::: Provided records
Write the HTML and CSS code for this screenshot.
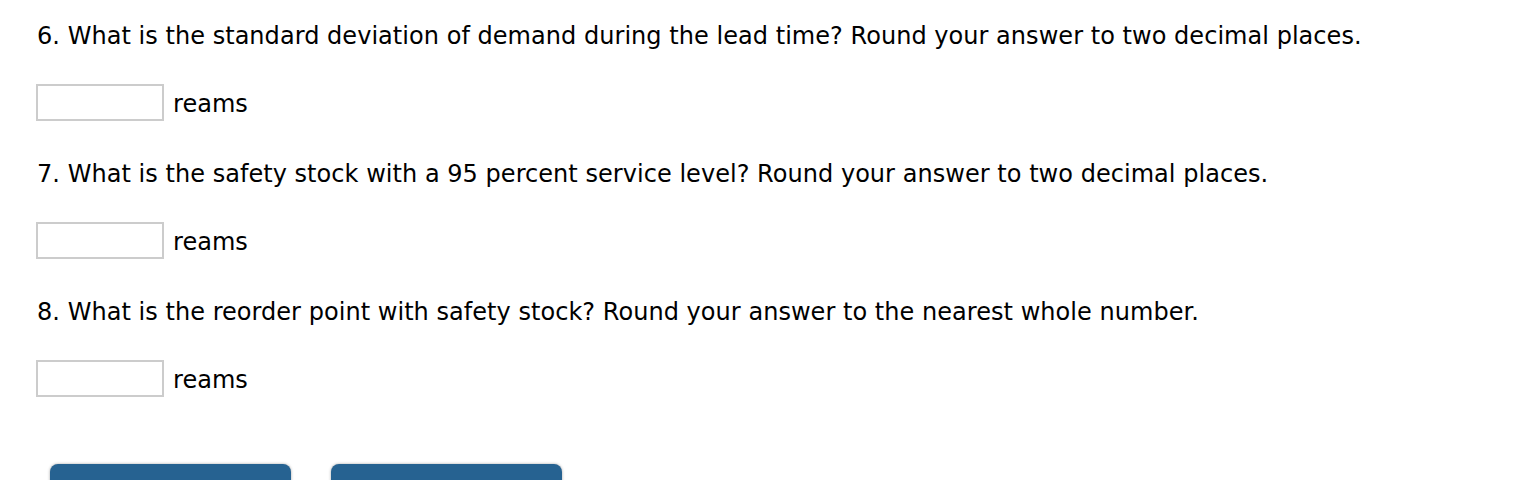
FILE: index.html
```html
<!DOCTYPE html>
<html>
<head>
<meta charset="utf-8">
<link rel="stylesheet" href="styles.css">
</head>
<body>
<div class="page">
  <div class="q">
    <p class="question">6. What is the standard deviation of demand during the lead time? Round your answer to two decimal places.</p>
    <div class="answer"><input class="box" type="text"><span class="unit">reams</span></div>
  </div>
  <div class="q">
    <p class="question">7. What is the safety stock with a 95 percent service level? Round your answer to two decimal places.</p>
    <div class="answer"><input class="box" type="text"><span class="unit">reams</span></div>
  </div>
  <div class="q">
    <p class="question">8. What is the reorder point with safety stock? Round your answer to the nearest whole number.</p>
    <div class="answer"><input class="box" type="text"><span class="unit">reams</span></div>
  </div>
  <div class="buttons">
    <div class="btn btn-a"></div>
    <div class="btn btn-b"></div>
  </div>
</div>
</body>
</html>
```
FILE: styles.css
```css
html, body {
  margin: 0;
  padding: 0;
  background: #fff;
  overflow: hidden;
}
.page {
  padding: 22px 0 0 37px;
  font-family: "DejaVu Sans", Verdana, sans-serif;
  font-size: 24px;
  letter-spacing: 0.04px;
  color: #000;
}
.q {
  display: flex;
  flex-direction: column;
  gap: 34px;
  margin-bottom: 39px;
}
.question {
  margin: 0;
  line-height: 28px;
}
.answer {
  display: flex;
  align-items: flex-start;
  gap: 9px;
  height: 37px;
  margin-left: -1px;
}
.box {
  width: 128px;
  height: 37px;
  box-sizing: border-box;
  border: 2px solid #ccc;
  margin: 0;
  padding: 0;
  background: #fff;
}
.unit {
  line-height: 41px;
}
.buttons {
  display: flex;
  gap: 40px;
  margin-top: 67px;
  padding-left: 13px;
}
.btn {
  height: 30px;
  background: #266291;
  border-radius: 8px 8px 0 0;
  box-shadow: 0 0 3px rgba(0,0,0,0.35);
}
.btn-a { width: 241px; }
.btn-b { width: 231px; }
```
::::::
::: Provided records
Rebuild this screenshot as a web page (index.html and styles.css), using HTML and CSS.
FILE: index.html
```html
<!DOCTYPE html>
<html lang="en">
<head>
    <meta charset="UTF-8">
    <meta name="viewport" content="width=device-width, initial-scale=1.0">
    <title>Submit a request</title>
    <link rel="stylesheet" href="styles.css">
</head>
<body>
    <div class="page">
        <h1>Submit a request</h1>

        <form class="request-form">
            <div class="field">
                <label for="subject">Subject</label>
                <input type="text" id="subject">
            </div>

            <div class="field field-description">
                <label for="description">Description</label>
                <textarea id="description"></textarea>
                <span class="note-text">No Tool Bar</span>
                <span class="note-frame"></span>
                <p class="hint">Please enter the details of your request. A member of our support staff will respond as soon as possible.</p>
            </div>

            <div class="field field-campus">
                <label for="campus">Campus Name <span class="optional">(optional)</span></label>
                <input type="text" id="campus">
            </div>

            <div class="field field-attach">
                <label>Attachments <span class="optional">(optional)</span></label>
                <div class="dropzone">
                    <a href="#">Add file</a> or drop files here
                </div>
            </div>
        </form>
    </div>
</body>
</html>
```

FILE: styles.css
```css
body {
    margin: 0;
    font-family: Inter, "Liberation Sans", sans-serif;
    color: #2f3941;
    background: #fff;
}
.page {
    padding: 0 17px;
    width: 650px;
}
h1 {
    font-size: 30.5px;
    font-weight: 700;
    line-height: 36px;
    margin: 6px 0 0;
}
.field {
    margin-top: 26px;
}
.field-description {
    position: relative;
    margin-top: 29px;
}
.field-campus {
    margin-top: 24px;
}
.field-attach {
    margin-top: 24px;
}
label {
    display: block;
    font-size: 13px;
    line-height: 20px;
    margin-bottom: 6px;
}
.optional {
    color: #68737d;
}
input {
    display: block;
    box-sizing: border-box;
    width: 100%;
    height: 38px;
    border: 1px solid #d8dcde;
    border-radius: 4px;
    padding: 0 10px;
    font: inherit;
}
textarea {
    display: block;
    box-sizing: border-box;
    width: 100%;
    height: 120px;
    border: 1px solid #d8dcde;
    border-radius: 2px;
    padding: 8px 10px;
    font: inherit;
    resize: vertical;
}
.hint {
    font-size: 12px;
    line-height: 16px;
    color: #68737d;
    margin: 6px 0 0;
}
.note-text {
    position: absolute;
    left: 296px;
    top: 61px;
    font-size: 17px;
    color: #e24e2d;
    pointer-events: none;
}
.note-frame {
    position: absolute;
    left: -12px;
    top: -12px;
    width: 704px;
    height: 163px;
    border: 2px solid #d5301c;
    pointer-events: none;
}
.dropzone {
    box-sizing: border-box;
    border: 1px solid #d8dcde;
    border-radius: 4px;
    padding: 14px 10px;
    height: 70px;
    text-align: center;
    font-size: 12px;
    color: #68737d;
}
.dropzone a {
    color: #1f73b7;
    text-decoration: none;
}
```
::::::
::: Provided records
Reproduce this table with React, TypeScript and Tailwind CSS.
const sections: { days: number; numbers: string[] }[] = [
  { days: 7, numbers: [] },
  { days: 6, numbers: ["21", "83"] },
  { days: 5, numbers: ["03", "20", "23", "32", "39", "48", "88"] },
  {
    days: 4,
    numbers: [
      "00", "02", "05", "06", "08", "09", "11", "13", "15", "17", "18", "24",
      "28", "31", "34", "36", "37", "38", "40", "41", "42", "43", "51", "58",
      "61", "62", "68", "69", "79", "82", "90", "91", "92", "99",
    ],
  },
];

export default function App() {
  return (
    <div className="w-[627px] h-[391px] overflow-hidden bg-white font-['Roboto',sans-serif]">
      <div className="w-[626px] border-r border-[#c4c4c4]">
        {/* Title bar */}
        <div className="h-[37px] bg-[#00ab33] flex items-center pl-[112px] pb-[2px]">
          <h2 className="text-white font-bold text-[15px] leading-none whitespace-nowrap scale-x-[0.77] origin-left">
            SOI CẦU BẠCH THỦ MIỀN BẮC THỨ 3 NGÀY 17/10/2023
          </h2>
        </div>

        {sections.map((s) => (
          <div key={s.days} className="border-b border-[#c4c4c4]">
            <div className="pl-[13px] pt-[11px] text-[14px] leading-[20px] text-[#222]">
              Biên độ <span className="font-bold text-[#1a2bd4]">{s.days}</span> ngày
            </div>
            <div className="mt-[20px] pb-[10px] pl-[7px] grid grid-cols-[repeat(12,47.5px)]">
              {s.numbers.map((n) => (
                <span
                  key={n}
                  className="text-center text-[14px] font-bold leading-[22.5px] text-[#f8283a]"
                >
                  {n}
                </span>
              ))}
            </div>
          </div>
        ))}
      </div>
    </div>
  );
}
::::::
What the exercise asks. Report how many lines hold the string "page", giving the number and nothing else.

Result of the task. 5